Write out, exactly and only, the lines that run from the top of the records to the line with "const COLS = 'grid". Include both ends; exclude pictures.

------ Materials provided ------

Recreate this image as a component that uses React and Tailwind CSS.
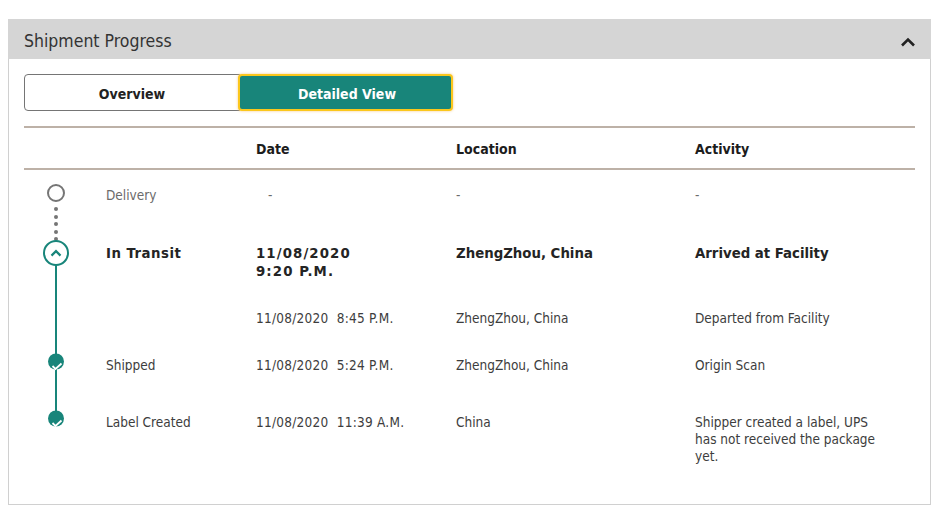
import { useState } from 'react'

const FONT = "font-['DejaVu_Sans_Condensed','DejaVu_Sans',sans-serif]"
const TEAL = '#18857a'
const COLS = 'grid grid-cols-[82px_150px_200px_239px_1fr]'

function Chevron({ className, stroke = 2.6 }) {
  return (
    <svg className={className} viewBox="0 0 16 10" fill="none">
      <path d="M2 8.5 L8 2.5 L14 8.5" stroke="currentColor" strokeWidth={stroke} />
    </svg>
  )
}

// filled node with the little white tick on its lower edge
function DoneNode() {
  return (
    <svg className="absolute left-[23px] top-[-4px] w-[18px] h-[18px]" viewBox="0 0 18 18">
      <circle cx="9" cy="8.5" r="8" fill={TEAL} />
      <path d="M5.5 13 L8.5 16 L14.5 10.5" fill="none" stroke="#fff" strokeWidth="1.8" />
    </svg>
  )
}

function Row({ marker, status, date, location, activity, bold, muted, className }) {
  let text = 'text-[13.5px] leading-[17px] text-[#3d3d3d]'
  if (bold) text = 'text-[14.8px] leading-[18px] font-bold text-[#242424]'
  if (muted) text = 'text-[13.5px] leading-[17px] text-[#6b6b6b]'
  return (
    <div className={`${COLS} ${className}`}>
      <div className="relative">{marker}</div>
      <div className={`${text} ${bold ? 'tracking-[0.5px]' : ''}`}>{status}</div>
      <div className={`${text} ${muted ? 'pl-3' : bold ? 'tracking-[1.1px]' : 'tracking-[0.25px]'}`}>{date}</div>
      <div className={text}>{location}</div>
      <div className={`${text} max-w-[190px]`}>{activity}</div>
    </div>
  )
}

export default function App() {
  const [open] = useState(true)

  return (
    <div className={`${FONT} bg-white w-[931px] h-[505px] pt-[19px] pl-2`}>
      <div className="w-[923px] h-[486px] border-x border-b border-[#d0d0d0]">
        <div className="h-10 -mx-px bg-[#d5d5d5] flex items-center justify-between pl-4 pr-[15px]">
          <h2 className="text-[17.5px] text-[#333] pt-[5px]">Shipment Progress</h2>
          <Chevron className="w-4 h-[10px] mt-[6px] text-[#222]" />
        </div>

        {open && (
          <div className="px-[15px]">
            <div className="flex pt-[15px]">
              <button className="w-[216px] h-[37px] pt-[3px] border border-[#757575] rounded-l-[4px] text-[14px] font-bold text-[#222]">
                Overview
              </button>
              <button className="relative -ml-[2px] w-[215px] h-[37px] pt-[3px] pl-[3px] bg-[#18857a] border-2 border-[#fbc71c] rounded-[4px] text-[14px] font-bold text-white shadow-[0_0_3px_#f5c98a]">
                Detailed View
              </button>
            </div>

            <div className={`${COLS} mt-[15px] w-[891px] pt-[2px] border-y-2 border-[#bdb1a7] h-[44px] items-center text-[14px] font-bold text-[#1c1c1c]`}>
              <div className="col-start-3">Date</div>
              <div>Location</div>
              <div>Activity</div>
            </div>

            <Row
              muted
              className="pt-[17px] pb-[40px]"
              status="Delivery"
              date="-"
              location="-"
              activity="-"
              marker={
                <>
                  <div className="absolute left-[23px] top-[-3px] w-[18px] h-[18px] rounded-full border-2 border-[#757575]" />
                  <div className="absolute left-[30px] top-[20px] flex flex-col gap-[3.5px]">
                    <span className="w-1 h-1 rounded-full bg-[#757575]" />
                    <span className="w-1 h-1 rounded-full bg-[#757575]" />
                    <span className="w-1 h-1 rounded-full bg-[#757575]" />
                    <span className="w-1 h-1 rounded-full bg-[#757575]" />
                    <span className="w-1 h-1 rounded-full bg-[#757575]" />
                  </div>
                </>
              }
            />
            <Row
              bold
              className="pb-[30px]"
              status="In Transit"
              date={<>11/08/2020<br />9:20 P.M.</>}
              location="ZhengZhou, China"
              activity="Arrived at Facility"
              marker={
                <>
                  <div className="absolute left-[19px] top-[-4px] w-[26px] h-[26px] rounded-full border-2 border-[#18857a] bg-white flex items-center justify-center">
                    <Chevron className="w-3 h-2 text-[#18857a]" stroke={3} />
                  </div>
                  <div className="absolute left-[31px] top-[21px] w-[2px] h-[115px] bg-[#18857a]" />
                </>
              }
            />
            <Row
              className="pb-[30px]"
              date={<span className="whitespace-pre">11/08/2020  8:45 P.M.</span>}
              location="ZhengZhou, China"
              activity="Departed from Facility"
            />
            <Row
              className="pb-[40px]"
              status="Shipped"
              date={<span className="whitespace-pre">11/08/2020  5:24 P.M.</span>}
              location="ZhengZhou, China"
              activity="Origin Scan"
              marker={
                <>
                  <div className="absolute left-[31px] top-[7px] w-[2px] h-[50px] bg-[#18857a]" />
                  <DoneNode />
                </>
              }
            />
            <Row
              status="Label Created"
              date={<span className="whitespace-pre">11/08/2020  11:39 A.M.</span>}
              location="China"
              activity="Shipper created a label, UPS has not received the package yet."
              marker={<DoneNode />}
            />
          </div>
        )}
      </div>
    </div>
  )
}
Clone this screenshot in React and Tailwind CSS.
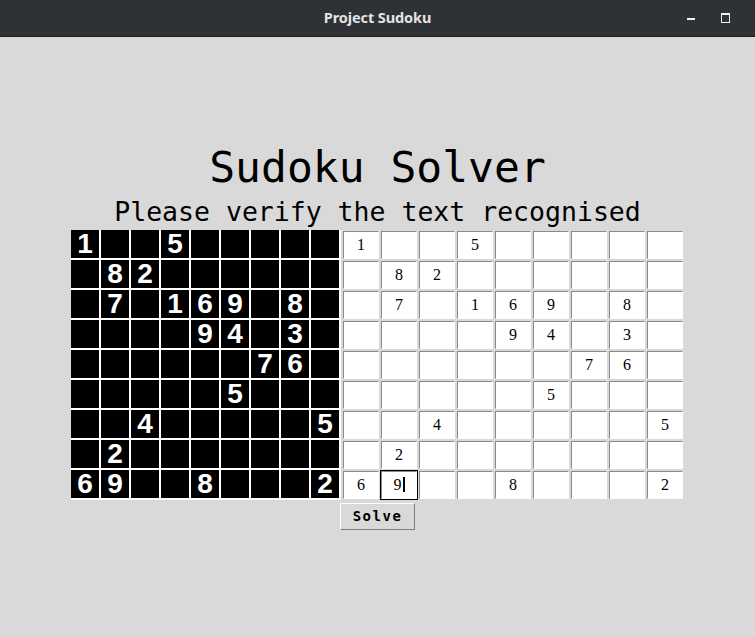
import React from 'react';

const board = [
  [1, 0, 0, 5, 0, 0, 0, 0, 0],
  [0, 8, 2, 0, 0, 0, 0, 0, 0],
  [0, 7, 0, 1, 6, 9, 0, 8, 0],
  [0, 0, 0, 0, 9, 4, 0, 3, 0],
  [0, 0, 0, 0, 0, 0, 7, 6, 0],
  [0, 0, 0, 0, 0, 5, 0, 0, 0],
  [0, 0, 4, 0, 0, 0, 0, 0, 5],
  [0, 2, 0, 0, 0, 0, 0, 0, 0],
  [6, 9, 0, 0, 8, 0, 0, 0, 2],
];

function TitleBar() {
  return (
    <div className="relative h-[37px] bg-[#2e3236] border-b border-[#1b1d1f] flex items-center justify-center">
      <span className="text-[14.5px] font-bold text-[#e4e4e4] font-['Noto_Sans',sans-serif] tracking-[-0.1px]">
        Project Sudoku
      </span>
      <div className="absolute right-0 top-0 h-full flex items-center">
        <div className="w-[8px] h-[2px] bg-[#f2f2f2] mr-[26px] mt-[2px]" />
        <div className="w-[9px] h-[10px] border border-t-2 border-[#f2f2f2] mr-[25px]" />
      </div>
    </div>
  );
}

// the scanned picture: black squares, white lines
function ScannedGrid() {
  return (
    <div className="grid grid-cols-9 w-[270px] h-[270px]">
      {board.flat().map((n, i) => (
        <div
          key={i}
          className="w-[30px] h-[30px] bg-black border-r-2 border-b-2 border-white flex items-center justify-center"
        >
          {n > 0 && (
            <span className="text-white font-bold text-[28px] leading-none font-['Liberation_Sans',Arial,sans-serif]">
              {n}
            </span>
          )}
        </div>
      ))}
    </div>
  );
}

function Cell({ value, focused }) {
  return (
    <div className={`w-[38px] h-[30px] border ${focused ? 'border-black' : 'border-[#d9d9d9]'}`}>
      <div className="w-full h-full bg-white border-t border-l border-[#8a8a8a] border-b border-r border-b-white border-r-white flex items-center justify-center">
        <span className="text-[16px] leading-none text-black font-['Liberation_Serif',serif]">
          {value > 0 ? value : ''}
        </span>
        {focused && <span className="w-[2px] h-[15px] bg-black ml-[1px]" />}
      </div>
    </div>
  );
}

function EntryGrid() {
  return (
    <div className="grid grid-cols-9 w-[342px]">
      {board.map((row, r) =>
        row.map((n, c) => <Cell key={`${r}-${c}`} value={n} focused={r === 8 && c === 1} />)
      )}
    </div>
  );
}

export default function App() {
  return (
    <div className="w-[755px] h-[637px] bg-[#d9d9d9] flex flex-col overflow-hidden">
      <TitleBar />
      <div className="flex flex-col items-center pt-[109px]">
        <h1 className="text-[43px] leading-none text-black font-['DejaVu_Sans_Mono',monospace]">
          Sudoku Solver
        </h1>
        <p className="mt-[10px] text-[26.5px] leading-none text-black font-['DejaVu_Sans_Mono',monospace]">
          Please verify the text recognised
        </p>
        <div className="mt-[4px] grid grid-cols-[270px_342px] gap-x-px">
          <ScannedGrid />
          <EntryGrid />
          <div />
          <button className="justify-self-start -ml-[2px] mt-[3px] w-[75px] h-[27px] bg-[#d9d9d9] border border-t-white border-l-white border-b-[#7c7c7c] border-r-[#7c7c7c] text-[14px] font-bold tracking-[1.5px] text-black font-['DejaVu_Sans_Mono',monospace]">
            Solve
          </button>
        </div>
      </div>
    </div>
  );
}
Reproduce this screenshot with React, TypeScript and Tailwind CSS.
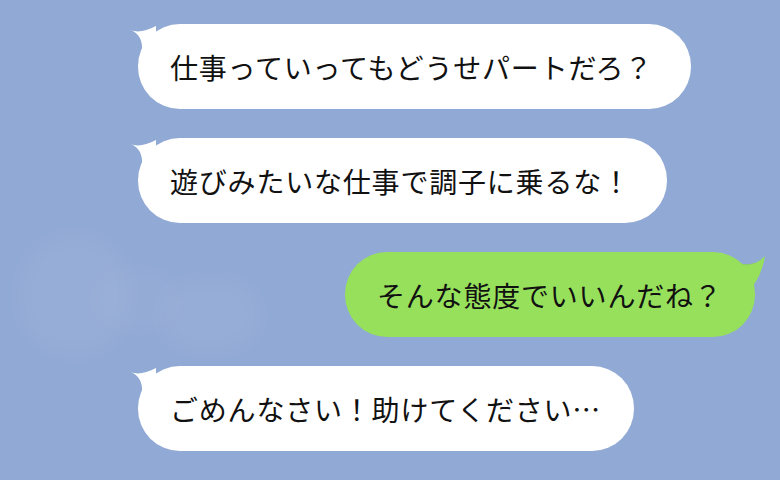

------

* [Task result]
Recreate this image as a component that uses React and Tailwind CSS.
import { useState } from 'react'

const FONT = "font-['DejaVu_Sans_Condensed','DejaVu_Sans',sans-serif]"
const TEAL = '#18857a'
const COLS = 'grid grid-cols-[82px_150px_200px_239px_1fr]'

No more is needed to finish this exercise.